Relation to Prior Work: Prior work is thoroughly discussed and well presented.
Additional Feedback: Overall, I really enjoyed this paper. The authors did an excellent job.
Summary and Contributions: This paper proves that the gradients of deep ReLU networks can map a given probability to a sequence of probability density distributions converging to a target distribution measured by Wasserstein distance, MMD or KSD of a certain kernels. This is the first work obtaining a sufficiently general result on the approximation power of neural networks for probability distributions.
Strengths: The statement is clear and solid in theory. It extends the approximation theory of neural networks to the regime of probability distributions, and adds our knowledge on generative models.

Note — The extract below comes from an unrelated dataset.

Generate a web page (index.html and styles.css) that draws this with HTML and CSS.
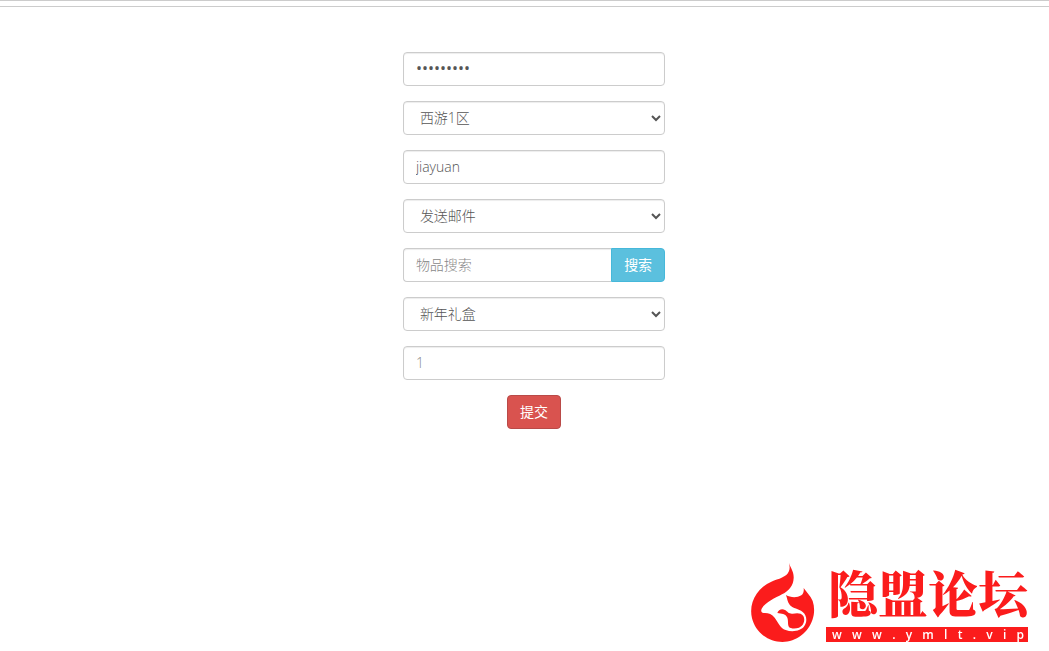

Weaknesses: 1. This connection between the optimal transportation theory and generative models have been shown by previous literatures, for example Ref 30 given in the paper. The proofs in this work are simple applications of the well-known optimal transportation theory and the results are quite incremental and not surprising. 2. People will care more about the approximation capability of the models proven to be useful in practice. This paper only makes a statement on the gradient networks of deep ReLU networks. It is not clear how to train such networks in practice or how they are related to popular probability modeling methods like GAN, VAE or normalizing flow.
Correctness: I think the claims are correct, though I do not carefully check all the details of the proof.
Clarity: The paper is easy to read and statements are clear.
Relation to Prior Work: It describes its difference from previous theoretical work. But adding more words on the implication of this result for algorithms designed from the same optimal transport perspective will be better.